• Challenge
Find the lines with the string "React" and return them.

-------- Records to use --------

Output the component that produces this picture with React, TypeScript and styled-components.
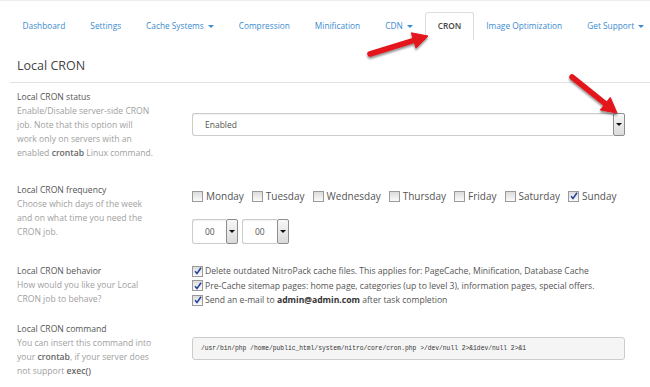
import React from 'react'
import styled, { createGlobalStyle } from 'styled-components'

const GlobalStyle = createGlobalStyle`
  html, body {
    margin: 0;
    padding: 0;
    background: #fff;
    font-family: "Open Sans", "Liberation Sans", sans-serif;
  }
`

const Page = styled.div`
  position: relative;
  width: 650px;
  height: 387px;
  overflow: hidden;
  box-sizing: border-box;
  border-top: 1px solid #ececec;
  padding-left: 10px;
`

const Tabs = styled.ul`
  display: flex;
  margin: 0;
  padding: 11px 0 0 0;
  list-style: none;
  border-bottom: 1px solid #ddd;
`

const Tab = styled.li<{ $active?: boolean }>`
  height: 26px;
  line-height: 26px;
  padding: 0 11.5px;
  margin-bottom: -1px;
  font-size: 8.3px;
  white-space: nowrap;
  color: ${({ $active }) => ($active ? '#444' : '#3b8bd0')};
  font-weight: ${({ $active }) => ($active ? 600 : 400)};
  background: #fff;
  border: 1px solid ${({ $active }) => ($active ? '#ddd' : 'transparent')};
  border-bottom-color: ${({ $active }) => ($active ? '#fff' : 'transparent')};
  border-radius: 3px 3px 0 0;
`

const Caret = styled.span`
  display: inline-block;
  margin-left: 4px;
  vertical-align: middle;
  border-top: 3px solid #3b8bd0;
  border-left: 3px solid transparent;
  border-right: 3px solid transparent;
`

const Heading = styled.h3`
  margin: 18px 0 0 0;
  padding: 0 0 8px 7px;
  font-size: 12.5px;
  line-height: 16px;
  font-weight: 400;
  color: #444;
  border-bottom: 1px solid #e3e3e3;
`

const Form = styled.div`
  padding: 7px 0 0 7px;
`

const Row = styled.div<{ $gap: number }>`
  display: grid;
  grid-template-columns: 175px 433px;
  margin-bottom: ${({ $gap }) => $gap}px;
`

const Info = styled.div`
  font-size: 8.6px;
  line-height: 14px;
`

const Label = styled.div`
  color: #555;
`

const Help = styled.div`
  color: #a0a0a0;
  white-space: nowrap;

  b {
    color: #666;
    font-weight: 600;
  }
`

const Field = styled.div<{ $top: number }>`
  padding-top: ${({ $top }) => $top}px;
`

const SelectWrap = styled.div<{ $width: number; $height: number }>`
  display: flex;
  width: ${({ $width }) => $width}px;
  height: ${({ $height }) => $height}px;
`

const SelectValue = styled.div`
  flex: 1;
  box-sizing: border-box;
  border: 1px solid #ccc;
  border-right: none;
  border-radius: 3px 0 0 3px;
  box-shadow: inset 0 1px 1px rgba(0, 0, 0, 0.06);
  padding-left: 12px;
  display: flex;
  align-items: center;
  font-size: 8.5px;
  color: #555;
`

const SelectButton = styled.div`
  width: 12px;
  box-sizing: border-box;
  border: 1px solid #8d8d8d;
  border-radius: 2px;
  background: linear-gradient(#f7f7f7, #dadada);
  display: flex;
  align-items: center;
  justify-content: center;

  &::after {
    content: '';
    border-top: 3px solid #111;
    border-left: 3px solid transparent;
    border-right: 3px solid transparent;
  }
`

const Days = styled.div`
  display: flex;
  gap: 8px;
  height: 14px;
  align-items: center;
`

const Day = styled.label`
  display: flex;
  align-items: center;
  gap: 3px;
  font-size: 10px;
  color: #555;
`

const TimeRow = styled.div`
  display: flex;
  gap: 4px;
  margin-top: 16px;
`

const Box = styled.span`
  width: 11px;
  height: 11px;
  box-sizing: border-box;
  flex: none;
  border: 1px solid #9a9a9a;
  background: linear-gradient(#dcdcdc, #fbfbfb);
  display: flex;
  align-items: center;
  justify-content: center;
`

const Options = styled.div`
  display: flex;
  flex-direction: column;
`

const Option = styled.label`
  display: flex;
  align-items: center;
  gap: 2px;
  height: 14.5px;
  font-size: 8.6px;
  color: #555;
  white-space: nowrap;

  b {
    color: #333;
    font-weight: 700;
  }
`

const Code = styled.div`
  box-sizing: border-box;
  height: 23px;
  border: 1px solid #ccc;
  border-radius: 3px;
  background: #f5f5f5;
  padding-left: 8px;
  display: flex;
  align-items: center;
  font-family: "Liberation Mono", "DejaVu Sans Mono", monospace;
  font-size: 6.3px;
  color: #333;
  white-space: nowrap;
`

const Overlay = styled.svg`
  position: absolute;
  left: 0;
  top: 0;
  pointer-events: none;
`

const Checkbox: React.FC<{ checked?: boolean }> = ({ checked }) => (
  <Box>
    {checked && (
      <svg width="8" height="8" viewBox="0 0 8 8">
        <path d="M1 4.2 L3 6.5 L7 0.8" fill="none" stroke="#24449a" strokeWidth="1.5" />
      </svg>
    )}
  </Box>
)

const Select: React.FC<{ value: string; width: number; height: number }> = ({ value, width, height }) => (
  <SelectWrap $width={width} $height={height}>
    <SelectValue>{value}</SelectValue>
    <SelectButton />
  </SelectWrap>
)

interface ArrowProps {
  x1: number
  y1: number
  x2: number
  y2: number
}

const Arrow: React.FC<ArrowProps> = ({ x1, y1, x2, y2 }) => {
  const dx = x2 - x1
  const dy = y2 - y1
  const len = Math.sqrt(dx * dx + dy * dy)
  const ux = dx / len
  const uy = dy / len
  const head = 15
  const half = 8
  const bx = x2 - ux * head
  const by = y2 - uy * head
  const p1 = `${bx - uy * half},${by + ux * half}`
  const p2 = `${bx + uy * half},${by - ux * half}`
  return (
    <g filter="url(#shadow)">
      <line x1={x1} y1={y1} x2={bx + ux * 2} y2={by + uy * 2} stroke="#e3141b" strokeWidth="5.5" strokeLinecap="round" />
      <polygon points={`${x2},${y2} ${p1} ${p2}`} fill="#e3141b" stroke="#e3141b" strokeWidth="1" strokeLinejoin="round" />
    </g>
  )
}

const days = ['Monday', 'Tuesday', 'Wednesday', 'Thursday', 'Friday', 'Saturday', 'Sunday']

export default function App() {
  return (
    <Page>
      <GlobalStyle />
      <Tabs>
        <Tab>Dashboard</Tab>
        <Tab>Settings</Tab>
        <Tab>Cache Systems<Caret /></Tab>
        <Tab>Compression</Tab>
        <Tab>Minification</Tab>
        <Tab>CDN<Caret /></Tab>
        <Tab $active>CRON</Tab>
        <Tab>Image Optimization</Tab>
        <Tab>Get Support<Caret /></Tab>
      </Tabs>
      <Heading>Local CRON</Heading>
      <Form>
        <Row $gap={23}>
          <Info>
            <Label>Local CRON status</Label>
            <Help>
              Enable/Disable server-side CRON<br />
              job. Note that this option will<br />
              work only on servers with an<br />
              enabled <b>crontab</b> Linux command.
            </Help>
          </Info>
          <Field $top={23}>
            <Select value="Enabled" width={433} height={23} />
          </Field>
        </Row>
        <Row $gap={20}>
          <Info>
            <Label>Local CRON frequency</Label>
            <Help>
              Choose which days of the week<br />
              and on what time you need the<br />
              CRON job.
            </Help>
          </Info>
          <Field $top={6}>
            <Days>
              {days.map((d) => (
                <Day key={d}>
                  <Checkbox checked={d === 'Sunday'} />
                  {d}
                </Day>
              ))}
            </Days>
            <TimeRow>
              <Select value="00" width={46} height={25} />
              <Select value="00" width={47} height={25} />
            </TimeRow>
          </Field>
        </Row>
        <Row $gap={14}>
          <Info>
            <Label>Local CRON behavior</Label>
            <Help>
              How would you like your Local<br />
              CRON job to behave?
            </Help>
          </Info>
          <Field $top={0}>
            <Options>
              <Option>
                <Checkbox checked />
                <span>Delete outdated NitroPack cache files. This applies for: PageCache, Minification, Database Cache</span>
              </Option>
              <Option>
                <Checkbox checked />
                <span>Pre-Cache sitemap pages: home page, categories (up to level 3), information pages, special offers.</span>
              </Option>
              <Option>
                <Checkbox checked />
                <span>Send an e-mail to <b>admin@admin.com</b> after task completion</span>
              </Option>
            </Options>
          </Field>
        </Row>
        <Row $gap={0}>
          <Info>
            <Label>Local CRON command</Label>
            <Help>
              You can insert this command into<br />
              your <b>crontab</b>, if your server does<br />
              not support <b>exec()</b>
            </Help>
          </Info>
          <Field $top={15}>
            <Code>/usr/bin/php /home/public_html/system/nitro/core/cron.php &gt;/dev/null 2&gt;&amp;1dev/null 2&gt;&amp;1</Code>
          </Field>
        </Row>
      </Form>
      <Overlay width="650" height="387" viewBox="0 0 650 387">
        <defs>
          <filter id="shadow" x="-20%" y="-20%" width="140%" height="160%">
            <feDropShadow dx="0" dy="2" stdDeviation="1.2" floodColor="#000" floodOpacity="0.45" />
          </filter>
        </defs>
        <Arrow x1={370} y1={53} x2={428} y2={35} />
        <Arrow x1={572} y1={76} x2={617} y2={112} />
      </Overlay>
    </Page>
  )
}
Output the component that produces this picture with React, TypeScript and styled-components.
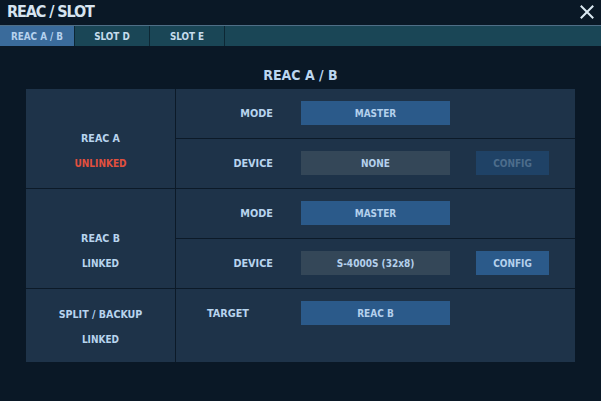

--------

• Complete response
Output the component that produces this picture with React, TypeScript and styled-components.
import React from 'react'
const Checkbox: React.FC<{ checked?: boolean }> = ({ checked }) => (
const Select: React.FC<{ value: string; width: number; height: number }> = ({ value, width, height }) => (
const Arrow: React.FC<ArrowProps> = ({ x1, y1, x2, y2 }) => {
Output the component that produces this picture with React, TypeScript and styled-components.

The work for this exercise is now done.